Everything from the line with "Reproduce this screenshot" through the line with "px-3 rounded-[4px] border", inclusive, should be repeated exactly, except the pictures.

• _Excerpt from a dataset_:
[BEGIN]
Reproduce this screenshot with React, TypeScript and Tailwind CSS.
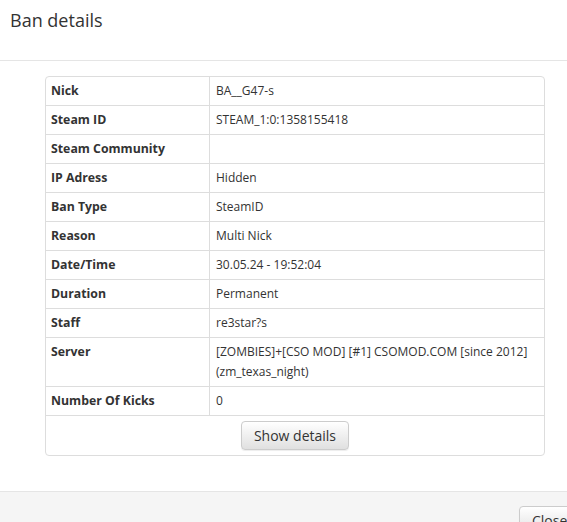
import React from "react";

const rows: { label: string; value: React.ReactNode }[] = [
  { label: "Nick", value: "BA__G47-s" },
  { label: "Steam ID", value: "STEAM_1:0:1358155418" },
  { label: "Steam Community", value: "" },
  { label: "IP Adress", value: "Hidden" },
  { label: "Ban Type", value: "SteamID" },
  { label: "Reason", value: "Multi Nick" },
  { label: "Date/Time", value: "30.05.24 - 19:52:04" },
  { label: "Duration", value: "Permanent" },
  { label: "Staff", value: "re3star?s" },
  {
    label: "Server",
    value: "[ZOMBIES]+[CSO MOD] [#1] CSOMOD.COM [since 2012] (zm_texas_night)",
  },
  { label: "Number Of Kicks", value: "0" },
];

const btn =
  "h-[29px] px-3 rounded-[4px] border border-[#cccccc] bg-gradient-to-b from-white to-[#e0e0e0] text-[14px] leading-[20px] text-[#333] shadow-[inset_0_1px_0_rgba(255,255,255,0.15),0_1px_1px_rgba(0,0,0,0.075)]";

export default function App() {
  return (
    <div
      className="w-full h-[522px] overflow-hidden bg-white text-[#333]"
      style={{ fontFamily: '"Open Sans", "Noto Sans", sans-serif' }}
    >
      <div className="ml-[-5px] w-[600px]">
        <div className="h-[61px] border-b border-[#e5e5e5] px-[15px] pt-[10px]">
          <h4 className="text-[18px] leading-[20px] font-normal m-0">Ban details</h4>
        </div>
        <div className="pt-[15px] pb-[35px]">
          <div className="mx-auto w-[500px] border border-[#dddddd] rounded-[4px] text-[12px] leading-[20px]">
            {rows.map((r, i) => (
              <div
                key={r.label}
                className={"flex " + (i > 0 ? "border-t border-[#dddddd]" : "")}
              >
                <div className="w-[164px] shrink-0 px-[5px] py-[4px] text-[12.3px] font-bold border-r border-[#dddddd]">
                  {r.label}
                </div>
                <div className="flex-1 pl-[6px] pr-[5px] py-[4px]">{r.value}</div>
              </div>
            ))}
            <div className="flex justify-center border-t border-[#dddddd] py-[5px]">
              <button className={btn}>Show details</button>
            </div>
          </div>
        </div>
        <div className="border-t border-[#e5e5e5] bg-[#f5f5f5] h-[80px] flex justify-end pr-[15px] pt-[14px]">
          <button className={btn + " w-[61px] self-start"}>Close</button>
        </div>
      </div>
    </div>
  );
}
[END]
[BEGIN]
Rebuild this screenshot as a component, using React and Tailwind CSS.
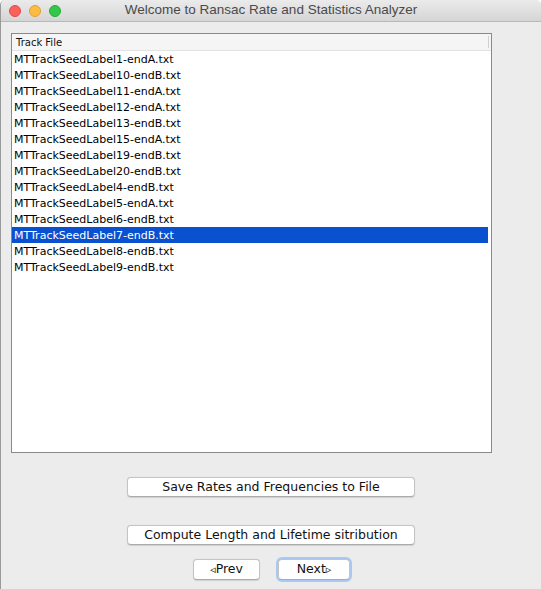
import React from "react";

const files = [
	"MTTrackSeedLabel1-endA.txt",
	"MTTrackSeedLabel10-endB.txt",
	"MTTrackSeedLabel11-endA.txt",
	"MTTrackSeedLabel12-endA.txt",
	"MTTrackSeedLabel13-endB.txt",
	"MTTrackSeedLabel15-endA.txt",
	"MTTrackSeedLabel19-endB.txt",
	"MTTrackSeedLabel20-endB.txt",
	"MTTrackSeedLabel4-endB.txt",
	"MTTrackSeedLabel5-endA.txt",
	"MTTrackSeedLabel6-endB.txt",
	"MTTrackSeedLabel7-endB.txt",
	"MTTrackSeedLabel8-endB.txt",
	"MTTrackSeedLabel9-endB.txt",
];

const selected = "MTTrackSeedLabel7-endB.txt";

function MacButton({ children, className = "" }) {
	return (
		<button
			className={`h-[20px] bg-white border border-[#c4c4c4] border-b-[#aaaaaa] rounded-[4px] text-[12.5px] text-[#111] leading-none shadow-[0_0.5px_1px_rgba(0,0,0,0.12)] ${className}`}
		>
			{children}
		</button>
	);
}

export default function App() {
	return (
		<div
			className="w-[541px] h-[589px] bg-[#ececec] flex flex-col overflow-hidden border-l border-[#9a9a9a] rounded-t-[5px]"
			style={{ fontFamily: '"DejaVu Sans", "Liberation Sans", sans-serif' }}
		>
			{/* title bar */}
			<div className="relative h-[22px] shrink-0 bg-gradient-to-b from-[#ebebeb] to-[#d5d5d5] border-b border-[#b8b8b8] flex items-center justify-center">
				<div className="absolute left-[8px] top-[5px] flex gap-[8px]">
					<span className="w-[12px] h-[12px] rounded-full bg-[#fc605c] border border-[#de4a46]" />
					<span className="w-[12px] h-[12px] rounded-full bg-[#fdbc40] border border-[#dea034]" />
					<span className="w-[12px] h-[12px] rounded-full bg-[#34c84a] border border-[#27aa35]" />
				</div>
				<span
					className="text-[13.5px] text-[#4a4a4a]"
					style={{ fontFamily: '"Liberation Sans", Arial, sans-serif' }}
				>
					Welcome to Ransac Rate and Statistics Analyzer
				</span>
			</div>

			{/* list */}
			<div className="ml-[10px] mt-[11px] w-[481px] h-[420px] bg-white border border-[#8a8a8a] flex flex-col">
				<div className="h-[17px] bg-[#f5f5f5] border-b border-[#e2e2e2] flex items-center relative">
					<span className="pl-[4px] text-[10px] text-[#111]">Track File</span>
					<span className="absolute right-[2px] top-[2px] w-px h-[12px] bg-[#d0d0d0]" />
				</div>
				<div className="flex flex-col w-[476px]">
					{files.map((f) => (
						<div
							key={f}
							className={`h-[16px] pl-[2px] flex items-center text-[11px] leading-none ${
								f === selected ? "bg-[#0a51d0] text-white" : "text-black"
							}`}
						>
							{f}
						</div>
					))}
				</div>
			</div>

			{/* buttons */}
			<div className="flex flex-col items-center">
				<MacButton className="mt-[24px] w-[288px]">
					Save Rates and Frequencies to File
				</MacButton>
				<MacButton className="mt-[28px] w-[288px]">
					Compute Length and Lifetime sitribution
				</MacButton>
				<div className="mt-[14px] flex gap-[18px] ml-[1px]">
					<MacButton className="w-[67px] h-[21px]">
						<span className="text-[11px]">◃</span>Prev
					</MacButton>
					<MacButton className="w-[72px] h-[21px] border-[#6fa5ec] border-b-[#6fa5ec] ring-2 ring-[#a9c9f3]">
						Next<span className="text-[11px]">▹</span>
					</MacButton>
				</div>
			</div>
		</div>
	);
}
[END]
• _RESULT OF THIS EXERCISE_:
Reproduce this screenshot with React, TypeScript and Tailwind CSS.
import React from "react";

const rows: { label: string; value: React.ReactNode }[] = [
  { label: "Nick", value: "BA__G47-s" },
  { label: "Steam ID", value: "STEAM_1:0:1358155418" },
  { label: "Steam Community", value: "" },
  { label: "IP Adress", value: "Hidden" },
  { label: "Ban Type", value: "SteamID" },
  { label: "Reason", value: "Multi Nick" },
  { label: "Date/Time", value: "30.05.24 - 19:52:04" },
  { label: "Duration", value: "Permanent" },
  { label: "Staff", value: "re3star?s" },
  {
    label: "Server",
    value: "[ZOMBIES]+[CSO MOD] [#1] CSOMOD.COM [since 2012] (zm_texas_night)",
  },
  { label: "Number Of Kicks", value: "0" },
];

const btn =
  "h-[29px] px-3 rounded-[4px] border border-[#cccccc] bg-gradient-to-b from-white to-[#e0e0e0] text-[14px] leading-[20px] text-[#333] shadow-[inset_0_1px_0_rgba(255,255,255,0.15),0_1px_1px_rgba(0,0,0,0.075)]";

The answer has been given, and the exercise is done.